ByteVid

Website and extension
Deep learning technologies
Speech recognition + nlp process
Slides detection with computer vision process

Say goodbye to long and boring videos! 👋

Powered by the cutting-edge deep learning technologies in 2022, ByteVid transforms long, boring videos into fun byte-sized content.

Be it a one hour long lecture, or a 30-minute zoom meeting, ByteVid can transcribe, summarise the content, extract keywords, detect and extract important slides from the video, and translate into other languages.

Inspiration

When we first encounter the topic of ‘AI and Smart Nation’, we were extremely excited as there were tons of areas that we could explore. Mobility, healthcare, media and entertainment, agriculture, social, sustainability, etc. Hours and hours of time were spent on finding something that intrigue us, but we were unsuccessful. How can we balance our skills and aspirations with the problem we want to work on?
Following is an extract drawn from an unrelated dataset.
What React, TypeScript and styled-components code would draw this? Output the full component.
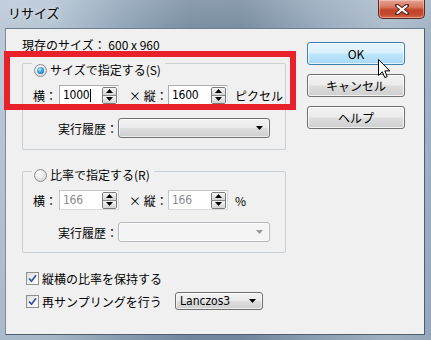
import styled, { createGlobalStyle } from "styled-components";

const GlobalStyle = createGlobalStyle`
  body {
    margin: 0;
    background: #fff;
    font-family: "Noto Sans CJK JP", "Noto Sans", sans-serif;
    font-size: 12px;
    color: #000;
  }
`;

const Window = styled.div`
  position: relative;
  width: 431px;
  height: 340px;
  box-sizing: border-box;
  padding: 0 6px 5px 5px;
  display: flex;
  flex-direction: column;
  overflow: hidden;
  background:
    linear-gradient(180deg, rgba(255, 255, 255, 0.12) 0, rgba(255, 255, 255, 0) 28px, rgba(40, 70, 100, 0.12) 100%),
    linear-gradient(90deg, #bccad8 0%, #b6c5d4 12%, #93a7bb 28%, #7b8fa4 44%, #7a8ea3 56%, #98abbe 74%, #aebecd 90%, #a3b4c5 100%);
`;

const TitleBar = styled.div`
  height: 28px;
  display: flex;
  align-items: flex-start;
  justify-content: space-between;
`;

const Title = styled.span`
  margin: 5px 0 0 3px;
  font-size: 13px;
  line-height: 16px;
  color: #000;
  text-shadow: 0 0 6px rgba(255, 255, 255, 0.8);
`;

const CloseButton = styled.div`
  width: 47px;
  height: 19px;
  box-sizing: border-box;
  display: flex;
  align-items: center;
  justify-content: center;
  border: 1px solid #5a2a22;
  border-top: none;
  border-radius: 0 0 5px 5px;
  background: linear-gradient(180deg, #e6a394 0%, #d7765f 40%, #c3442a 55%, #c24a2f 80%, #d56a4e 100%);
  box-shadow: inset 0 0 0 1px rgba(255, 220, 210, 0.45);
`;

const Client = styled.div`
  flex: 1;
  display: flex;
  background: #f0f0f0;
  border: 1px solid #4f5e6e;
  border-top-color: #6d7f91;
  border-left-color: #7a8c9e;
`;

const LeftCol = styled.div`
  width: 280px;
  flex-shrink: 0;
  box-sizing: border-box;
  padding-left: 16px;
  display: flex;
  flex-direction: column;
`;

const SizeLine = styled.div`
  margin-top: 9px;
  height: 14px;
  line-height: 14px;
  white-space: nowrap;
`;

const Group = styled.div<{ $mt: number; $pb: number }>`
  margin-top: ${(p) => p.$mt}px;
  width: 264px;
  box-sizing: border-box;
  border: 1px solid #c9d0d6;
  border-radius: 2px;
  padding-bottom: ${(p) => p.$pb}px;
  display: flex;
  flex-direction: column;
`;

const Legend = styled.div<{ $mt: number }>`
  align-self: flex-start;
  margin: ${(p) => p.$mt}px 0 0 9px;
  height: 16px;
  padding: 0 4px 0 2px;
  background: #f0f0f0;
  display: flex;
  align-items: center;
  gap: 3px;
  line-height: 16px;
  white-space: nowrap;
`;

const Radio = styled.span<{ $on?: boolean }>`
  width: 13px;
  height: 13px;
  box-sizing: border-box;
  border-radius: 50%;
  border: 1px solid #8c8f94;
  display: flex;
  align-items: center;
  justify-content: center;
  background: radial-gradient(circle at 40% 35%, #ffffff 0%, #e4e4e4 55%, #c9c9c9 100%);

  &::after {
    content: "";
    display: ${(p) => (p.$on ? "block" : "none")};
    width: 7px;
    height: 7px;
    border-radius: 50%;
    background: radial-gradient(circle at 40% 35%, #b9ecff 0%, #3aa3e0 45%, #0a4f8f 100%);
  }
`;

const FieldRow = styled.div<{ $mt: number }>`
  margin-top: ${(p) => p.$mt}px;
  padding-left: 10px;
  height: 20px;
  display: flex;
  align-items: center;
  white-space: nowrap;

  & > * {
    flex-shrink: 0;
  }
`;

const FieldLabel = styled.span<{ $w: number; $pl?: number }>`
  width: ${(p) => p.$w}px;
  flex-shrink: 0;
  box-sizing: border-box;
  padding-left: ${(p) => p.$pl ?? 0}px;
  color: #000;
`;

const Unit = styled.span`
  margin-left: 7px;
`;

const NumField = styled.div<{ $off?: boolean }>`
  width: 60px;
  height: 20px;
  box-sizing: border-box;
  border: 1px solid ${(p) => (p.$off ? "#c3c7cb" : "#abadb3")};
  border-bottom-color: ${(p) => (p.$off ? "#d8dbde" : "#e3e9ef")};
  border-right-color: ${(p) => (p.$off ? "#d8dbde" : "#dbdfe6")};
  background: #fff;
  display: flex;
  align-items: center;
  justify-content: space-between;
  padding: 0 1px 0 3px;
  color: ${(p) => (p.$off ? "#8a8a8a" : "#000")};
  font-family: "DejaVu Sans Condensed", "Liberation Sans", sans-serif;
  font-size: 12px;
`;

const Value = styled.span`
  display: flex;
  align-items: center;
  letter-spacing: -0.3px;
`;

const Caret = styled.span`
  width: 1px;
  height: 13px;
  margin-left: 1px;
  background: #000;
`;

const Spin = styled.div`
  width: 15px;
  height: 17px;
  box-sizing: border-box;
  border: 1px solid #7a7a7a;
  border-radius: 2px;
  display: flex;
  flex-direction: column;
  overflow: hidden;
`;

const SpinHalf = styled.div`
  flex: 1;
  display: flex;
  align-items: center;
  justify-content: center;
  background: linear-gradient(180deg, #f4f4f4 0%, #e2e2e2 60%, #d2d2d2 100%);

  & + & {
    border-top: 1px solid #8a8a8a;
  }
`;

const HistoryRow = styled.div<{ $mt: number }>`
  margin-top: ${(p) => p.$mt}px;
  padding-left: 35px;
  display: flex;
  align-items: center;
  white-space: nowrap;
`;

const Combo = styled.div<{ $w: number; $h: number; $off?: boolean }>`
  width: ${(p) => p.$w}px;
  height: ${(p) => p.$h}px;
  flex-shrink: 0;
  box-sizing: border-box;
  border: 1px solid ${(p) => (p.$off ? "#b5b9bd" : "#707070")};
  border-radius: 3px;
  background: ${(p) =>
    p.$off
      ? "#f4f4f4"
      : "linear-gradient(180deg, #f2f2f2 0%, #ebebeb 48%, #dddddd 52%, #cfcfcf 100%)"};
  box-shadow: inset 0 0 0 1px rgba(255, 255, 255, 0.6);
  display: flex;
  align-items: center;
  justify-content: space-between;
  padding: 0 6px 0 4px;
  font-family: "DejaVu Sans Condensed", "Liberation Sans", sans-serif;
  font-size: 12px;
`;

const CheckRow = styled.div<{ $mt: number; $h: number }>`
  margin-top: ${(p) => p.$mt}px;
  margin-left: 4px;
  height: ${(p) => p.$h}px;
  display: flex;
  align-items: center;
  white-space: nowrap;
`;

const CheckBox = styled.span`
  width: 13px;
  height: 13px;
  flex-shrink: 0;
  box-sizing: border-box;
  border: 1px solid #8e8f8f;
  background: linear-gradient(135deg, #dcdcdc 0%, #f6f6f6 60%, #ffffff 100%);
  display: flex;
  align-items: center;
  justify-content: center;
  margin-right: 3px;
`;

const CheckLabel = styled.span<{ $w?: number }>`
  width: ${(p) => (p.$w ? `${p.$w}px` : "auto")};
  flex-shrink: 0;
`;

const ButtonCol = styled.div`
  margin: 13px 0 0 21px;
  display: flex;
  flex-direction: column;
  gap: 9px;
`;

const Button = styled.div<{ $hot?: boolean }>`
  width: 98px;
  height: 23px;
  box-sizing: border-box;
  border: 1px solid ${(p) => (p.$hot ? "#3c7fb1" : "#707070")};
  border-radius: 3px;
  background: ${(p) =>
    p.$hot
      ? "linear-gradient(180deg, #eaf6fd 0%, #d9f0fc 48%, #bee6fd 52%, #a7d9f5 100%)"
      : "linear-gradient(180deg, #f2f2f2 0%, #ebebeb 48%, #dddddd 52%, #cfcfcf 100%)"};
  box-shadow: inset 0 0 0 1px rgba(255, 255, 255, 0.7);
  display: flex;
  align-items: center;
  justify-content: center;
  font-size: 12px;
  color: #000;
`;

const Annotation = styled.div`
  position: absolute;
  left: 4px;
  top: 51px;
  width: 292px;
  height: 59px;
  box-sizing: border-box;
  border: 6px solid #e8212b;
  pointer-events: none;
`;

const Pointer = styled.svg`
  position: absolute;
  left: 378px;
  top: 59px;
`;

const Tri = ({ up, color = "#000" }: { up?: boolean; color?: string }) => (
  <svg width="7" height="4" viewBox="0 0 7 4">
    <path d={up ? "M0 4 L3.5 0 L7 4 Z" : "M0 0 L7 0 L3.5 4 Z"} fill={color} />
  </svg>
);

const SpinBox = ({ value, off, caret }: { value: string; off?: boolean; caret?: boolean }) => (
  <NumField $off={off}>
    <Value>
      {value}
      {caret && <Caret />}
    </Value>
    <Spin>
      <SpinHalf>
        <Tri up />
      </SpinHalf>
      <SpinHalf>
        <Tri />
      </SpinHalf>
    </Spin>
  </NumField>
);

const Check = () => (
  <CheckBox>
    <svg width="9" height="9" viewBox="0 0 9 9">
      <path d="M1 4.5 L3.5 7.2 L8 1.2" fill="none" stroke="#3b56a6" strokeWidth="1.8" />
    </svg>
  </CheckBox>
);

export default function App() {
  return (
    <>
      <GlobalStyle />
      <Window>
        <TitleBar>
          <Title>リサイズ</Title>
          <CloseButton>
            <svg width="14" height="11" viewBox="0 0 14 11">
              <path d="M2 1.5 L12 9.5 M12 1.5 L2 9.5" stroke="#5b2219" strokeWidth="4" strokeLinecap="round" />
              <path d="M2.5 2 L11.5 9 M11.5 2 L2.5 9" stroke="#fff" strokeWidth="2.2" strokeLinecap="round" />
            </svg>
          </CloseButton>
        </TitleBar>
        <Client>
          <LeftCol>
            <SizeLine>現存のサイズ： 600 x 960</SizeLine>

            <Group $mt={11} $pb={11}>
              <Legend $mt={-2}>
                <Radio $on />
                サイズで指定する(S)
              </Legend>
              <FieldRow $mt={7}>
                <FieldLabel $w={26}>横：</FieldLabel>
                <SpinBox value="1000" caret />
                <FieldLabel $w={49} $pl={10}>× 縦：</FieldLabel>
                <SpinBox value="1600" />
                <Unit>ピクセル</Unit>
              </FieldRow>
              <HistoryRow $mt={13}>
                <FieldLabel $w={60}>実行履歴：</FieldLabel>
                <Combo $w={152} $h={20}>
                  <span />
                  <Tri />
                </Combo>
              </HistoryRow>
            </Group>

            <Group $mt={21} $pb={10}>
              <Legend $mt={-5}>
                <Radio />
                比率で指定する(R)
              </Legend>
              <FieldRow $mt={7}>
                <FieldLabel $w={26}>横：</FieldLabel>
                <SpinBox value="166" off />
                <FieldLabel $w={49} $pl={10}>× 縦：</FieldLabel>
                <SpinBox value="166" off />
                <Unit>%</Unit>
              </FieldRow>
              <HistoryRow $mt={12}>
                <FieldLabel $w={60}>実行履歴：</FieldLabel>
                <Combo $w={152} $h={20} $off>
                  <span />
                  <Tri color="#9a9a9a" />
                </Combo>
              </HistoryRow>
            </Group>

            <CheckRow $mt={17} $h={16}>
              <Check />
              <CheckLabel>縦横の比率を保持する</CheckLabel>
            </CheckRow>
            <CheckRow $mt={6} $h={18}>
              <Check />
              <CheckLabel $w={133}>再サンプリングを行う</CheckLabel>
              <Combo $w={88} $h={18}>
                <span>Lanczos3</span>
                <Tri />
              </Combo>
            </CheckRow>
          </LeftCol>

          <ButtonCol>
            <Button $hot>OK</Button>
            <Button>キャンセル</Button>
            <Button>ヘルプ</Button>
          </ButtonCol>
        </Client>

        <Annotation />
        <Pointer width="13" height="20" viewBox="0 0 13 20">
          <path
            d="M0.5 0.5 L0.5 16.5 L4.3 12.8 L6.8 18.6 L9.2 17.6 L6.8 11.9 L11.8 11.9 Z"
            fill="#fff"
            stroke="#000"
            strokeWidth="1"
            strokeLinejoin="miter"
          />
        </Pointer>
      </Window>
    </>
  );
}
The idea struck upon us as we went back to our roots as ‘students’. With Singapore’s effort in promoting Smart Nation, online recorded lectures and meetings are becoming increasingly prevalent. We struggled with online recorded lectures and meetings because it was difficult to understand what the other person was saying. Some spoke in non-native languages. Some spoke with abnormal accents. While some don’t even provide slides for us students to follow the lecture with. We struggled even more given that an average audience attention span is about 7 minutes, and that current Zoom transcription feature is not so accurate. We could not understand the video content properly and with comfort :(

Therefore, we were inspired and motivated to build a project that will help us, and others extract video information efficiently!

What it does

Be it a one hour long lecture, or a 30-minute zoom meeting, ByteVid can do:

Transcription
Key phrase extraction
Summarisation
Key slides detection and extraction
Translation

How we built it

Frontend

React.js
Tailwind CSS
Deploy on GitHub pages

Backend

Flask server
Deploy on a GPU machine
Relay to an Internet-facing VPS
Nginx reverse proxy
Cloudflare protection

Deep Learning

Whisper: SOTA speech recognition (Sep 2022)
YOLOv7: SOTA object detection (Jul 2022)
KBIR-inspec: key phrase extraction (Dec 2021)
Bert Extractive Summarizer: summarisation (Jun 2019)
BlingFire: sentence extraction
Baidu Translate API: translation

Tools

OpenCV
youtube-dl
ffmpeg

Highlights

In order to solve the lecture slides detection problem, we manually labelled a diverse dataset of 200 lecture videos, ranging from computer science lectures, to business seminars, to zoom meetings. We then successfully trained our own lecture slides detection model on our GPU server.

Challenges we ran into

There is no existing solution for lecture slides detection - we manually labelled hundreds of videos and images and successfully trained our own lecture slides detection model
Our GPU machine has no Internet access - we set up a relay server with autossh port forwarding
The ffmpeg commands are complicated - when we finally succeeded in demystifying them, we feel a sense of achievement
The speech recognition model is relatively slow - we noticed that professors usually speak slowly, so we optimised the performance by speeding up lecture videos by 1.6x before passing them into the speech recognition model
We used up our Baidu translation API free quota during testing - we paid S$10 to buy extra quota
The Baidu translation API has a rate limit - we split paragraph into chunks of sentences and request at a moderate speed
There is no simple method to split paragraphs into sentences (e.g. 3.14 will become two sentences when split by periods) - we utilise the Blingfire model to solve this problem

Accomplishments that we’re proud of

Building and deploying a fully functional AI product in less than 2 days
Our products are a combination of three exciting fields of AI: computer vision, natural language processing and speech processing
We build our own lecture slides dataset and CV model that is better than existing solutions

What we learned

Deploying deep learning models on cloud server
Speech knowledge for speech recognition and video transcription
NLP knowledge for machine translation, summarisation and keyword extraction
CV knowledge for object detection and lecture slide extraction
Developing a chrome extension

What’s next for ByteVid

Auto-navigation to certain timestamps in videos based on keywords
Increase support for other URLs other than YouTube
Implement a Telegram bot
Implement a mobile application

References

[1] A. Radford, J. W. Kim, T. Xu, G. Brockman, C. McLeavey, and I. Sutskever, “Robust Speech Recognition via Large-Scale Weak Supervision,” 2022.
[2] C.-Y. Wang, A. Bochkovskiy, and H.-Y. M. Liao, “YOLOv7: Trainable bag-of-freebies sets new state-of-the-art for real-time object detectors,” arXiv preprint arXiv:2207.02696, 2022.
[3] M. Kulkarni, D. Mahata, R. Arora, and R. Bhowmik, “Learning rich representation of keyphrases from text,” arXiv preprint arXiv:2112.08547, 2021.
[4] D. Miller, “Leveraging BERT for extractive text summarization on lectures,” arXiv preprint arXiv:1906.04165, 2019.